As a chemical engineer, there are many opportunities in manufacturing. Ayala always loved designing new things and she enjoyed technical work. Both of these passions are crucial in manufacturing. That plus her knowledge of chemical engineering led to Ayala’s first job which used thermodynamics, heat and mass transfer and many of the basic chemical engineering principles to model accidents and design containments for nuclear reactors.
This job, though it utilized her degree, was not exactly what Ayala had hoped for. “I felt like I wanted to get out there more and get my hands dirty instead of just modeling things that could happen.” Ayala was stuck in what ifs instead of what is.
At this stage in her career, Ayala could be found in an office or pilot plant setting. Or in a school setting, because immediately after receiving her Bachelor’s, Ayala continued by earning her Master’s and then an MBA. “I knew in the end, I wanted to get more into management.” Her MBA provided the business skills to balance out the technical skills she already had, but while earning her degrees, Ayala was also earning real-world work experience. After three years working in modeling, Ayala moved into a new phase of her career, which was product development.

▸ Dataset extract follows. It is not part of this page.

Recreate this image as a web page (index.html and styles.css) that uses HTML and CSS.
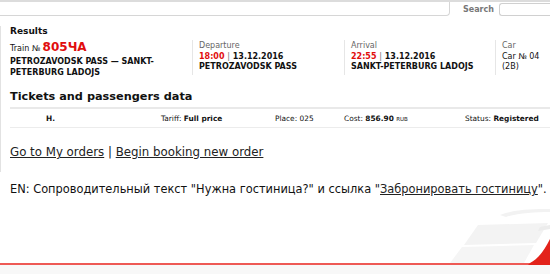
FILE: index.html
```html
<!DOCTYPE html>
<html lang="en">
<head>
  <meta charset="UTF-8" />
  <title>Results</title>
  <link rel="stylesheet" href="styles.css">
</head>
<body>
  <header class="top">
    <input class="top-field" type="text">
    <span class="search-label">Search</span>
    <input class="search-field" type="text">
  </header>

  <main class="results">
    <h2 class="results-title">Results</h2>

    <div class="trip">
      <div class="trip-col train">
        <div class="train-no">Train № <span class="red big">805ЧА</span></div>
        <div class="strong">PETROZAVODSK PASS — SANKT-PETERBURG LADOJS</div>
      </div>
      <div class="trip-col dep">
        <div class="label">Departure</div>
        <div class="strong"><span class="red">18:00</span> <span class="sep">|</span> 13.12.2016</div>
        <div class="strong">PETROZAVODSK PASS</div>
      </div>
      <div class="trip-col arr">
        <div class="label">Arrival</div>
        <div class="strong"><span class="red">22:55</span> <span class="sep">|</span> 13.12.2016</div>
        <div class="strong">SANKT-PETERBURG LADOJS</div>
      </div>
      <div class="trip-col car">
        <div class="label">Car</div>
        <div>Car № 04</div>
        <div>(2B)</div>
      </div>
    </div>

    <h2 class="section-title">Tickets and passengers data</h2>
    <div class="ticket-row">
      <span class="t-name">Н.</span>
      <span>Tariff: <b>Full price</b></span>
      <span>Place: 025</span>
      <span>Cost: <b>856.90</b> <small>RUB</small></span>
      <span>Status: <b>Registered</b></span>
    </div>

    <p class="links"><a href="#">Go to My orders</a> | <a href="#">Begin booking new order</a></p>
  </main>

  <p class="note">EN: Сопроводительный текст "Нужна гостиница?" и ссылка "<a href="#">Забронировать гостиницу</a>".</p>

  <footer class="bottom">
    <svg class="swoosh" width="110" height="64" viewBox="0 0 110 64">
      <path d="M60 14 C75 8 95 8 110 8 L110 11 C95 11 78 12 66 16 Z" fill="#f2f2f2"/>
      <path d="M38 24 L108 22 L96 42 L24 44 Z" fill="#f3f3f3"/>
      <path d="M22 46 L94 44 L84 62 L10 62 Z" fill="#f5f5f5"/>
      <path d="M100 26 L110 24 L110 28 L98 30 Z" fill="#ececec"/>
      <path d="M90 62 C98 58 104 50 110 38 L110 64 L88 64 Z" fill="#e3231b"/>
    </svg>
  </footer>
</body>
</html>
```

FILE: styles.css
```css
body {
  margin: 0;
  padding: 0;
  font-family: "DejaVu Sans", Verdana, sans-serif;
  color: #111;
  background: #fff;
  border-top: 2px solid #dcdcdc;
  height: 272px;
  display: flex;
  flex-direction: column;
  overflow: hidden;
}

.top {
  display: flex;
  align-items: center;
  height: 14px;
}

.top-field {
  flex: 1;
  height: 14px;
  box-sizing: border-box;
  border: 1px solid #d6d6d6;
  border-left: none;
  border-top: none;
  border-radius: 0 0 4px 0;
  padding: 0;
}

.search-label {
  font-size: 8px;
  font-weight: bold;
  color: #777;
  margin: 0 5px 0 13px;
}

.search-field {
  width: 51px;
  height: 13px;
  box-sizing: border-box;
  border: 1px solid #d0d0d0;
  border-right: none;
  border-radius: 3px 0 0 3px;
  padding: 0;
  margin-top: 1px;
}

.results {
  margin-top: 10px;
  border-left: 1px solid #e2e2e2;
  padding-left: 9px;
  padding-bottom: 13px;
}

.results-title {
  font-size: 9px;
  margin: 0;
  line-height: 10px;
}

.trip {
  display: flex;
  margin-top: 4px;
  font-size: 8px;
  line-height: 10.5px;
}

.trip-col {
  box-sizing: border-box;
}

.train { width: 182px; line-height: 11px; }
.dep, .arr, .car {
  border-left: 1px solid #e6e6e6;
  padding-left: 6px;
  padding-top: 1px;
  height: 35px;
}
.dep { width: 152px; }
.arr { width: 151px; }
.car { flex: 1; }

.train-no {
  font-size: 8px;
  line-height: 14px;
}

.red { color: #e10d0d; font-weight: bold; }
.big { font-size: 12px; }
.strong { font-weight: bold; }
.sep { color: #777; font-weight: normal; }
.label { color: #666; }

.section-title {
  font-size: 11.3px;
  margin: 12px 0 0 0;
  line-height: 14px;
}

.ticket-row {
  display: grid;
  grid-template-columns: 151px 114px 69px 121px 1fr;
  margin-top: 3px;
  border-top: 2px solid #e9e9e9;
  border-bottom: 1px solid #ececec;
  height: 18px;
  align-items: center;
  font-size: 7.4px;
}

.ticket-row small { font-size: 5.5px; }

.t-name { padding-left: 36px; font-weight: bold; }

.links {
  font-size: 11.8px;
  line-height: 14px;
  margin: 17px 0 0 0;
}

.links a, .note a {
  color: #222;
}

.note {
  font-size: 11.4px;
  line-height: 14px;
  margin: 10px 0 0 10px;
  white-space: nowrap;
}

.bottom {
  margin-top: auto;
  height: 9px;
  border-top: 2px solid #ee5a55;
  background: #f8f8f8;
  position: relative;
}

.swoosh {
  position: absolute;
  right: 0;
  bottom: 9px;
}
```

Ayala’s work in product development didn’t just take her out of the office, but it took her on the road. “You would develop a product, and then go to the plant to make it,” she explained.
“It’s a really nice way to learn about manufacturing,” Ayala continued. “In product development, you interact with so many different functions in a company, from accounting to purchasing.” The list of departments an employee in product development would get the opportunity to work with went on and on, including operations, quality control, and the end customers.
Her role in product development led her to an R&D position with Aurora Specialty Textiles Group. She didn’t have textile experience, but she did have product development experience, and that is exactly what Aurora needed at that time. She gave up managing the R&D group when she became President, but still loves product development.
Ayala’s Role in the IL Manufacturing Community
Did her love of continuous learning or her dedication to manufacturing lead Ayala to serve on IMEC’s board? The answer is that it was a little of both. Aurora Specialty Textiles Group and IMEC have worked together on many programs, which is how Ayala heard about us. “Even prior to IMEC, anything I can do to support manufacturing, I want to do. I’ve served on other boards and Aurora supports students in high school and college; we do a lot of internships to get people more involved in manufacturing.”
“IMEC is just great because it offers so many programs and, also, the caliber of people that are on the board is a benefit for me professionally and personally... I’m looking forward to networking with them, learning from them, and discussing common problems that we have in manufacturing.” These discussions can help Aurora Specialty Textiles Group’s business, but it can also help introduce new programs IMEC can offer the manufacturing community.
“Manufacturing has been declining in our country over the years. I think it’s an asset that we need to make sure we keep in this country.” Ayala continued to explain the importance of manufacturing in America by adding, “[Manufacturing] provides people with really good jobs that are secure, pay well, and are challenging for them too.”
Not only is Ayala dedicated to the manufacturing industry, but she is also dedicated to Illinois. Most of the textile business and textile schools are in the Southeast, so the company could have easily been moved out of Illinois when they were closing their Aurora plant. “One of the big things was the quality of the workforce in Illinois,” Ayala stated as a reason for why Aurora Specialty Textiles Group remains in our state. She also stated that the number of resources available to them in Illinois was a factor, but the number one reason why they stayed was because of the quality of the workforce.
Ayala’s Advice to Other Manufacturers
“Listen to the opinions of a lot of other people. Listen really well.” This advice that Ayala gave was specifically for people in manufacturing who are progressing towards a management position. “People have different opinions, and people in your organization have information that you may not be aware of.” Surround yourself with people who can offer you different perspectives and information, particularly when trying to make a decision.
Listening goes hand-in-hand with communication. When discussing leadership success, Ayala also offered this advice: “Make sure to communicate to the organization and communicate to those around you.” Communicate the decisions made and why they were made. If you’re asking people for input they want to know you listened and considered what they said. It’s important to give them feedback on the ultimate decision.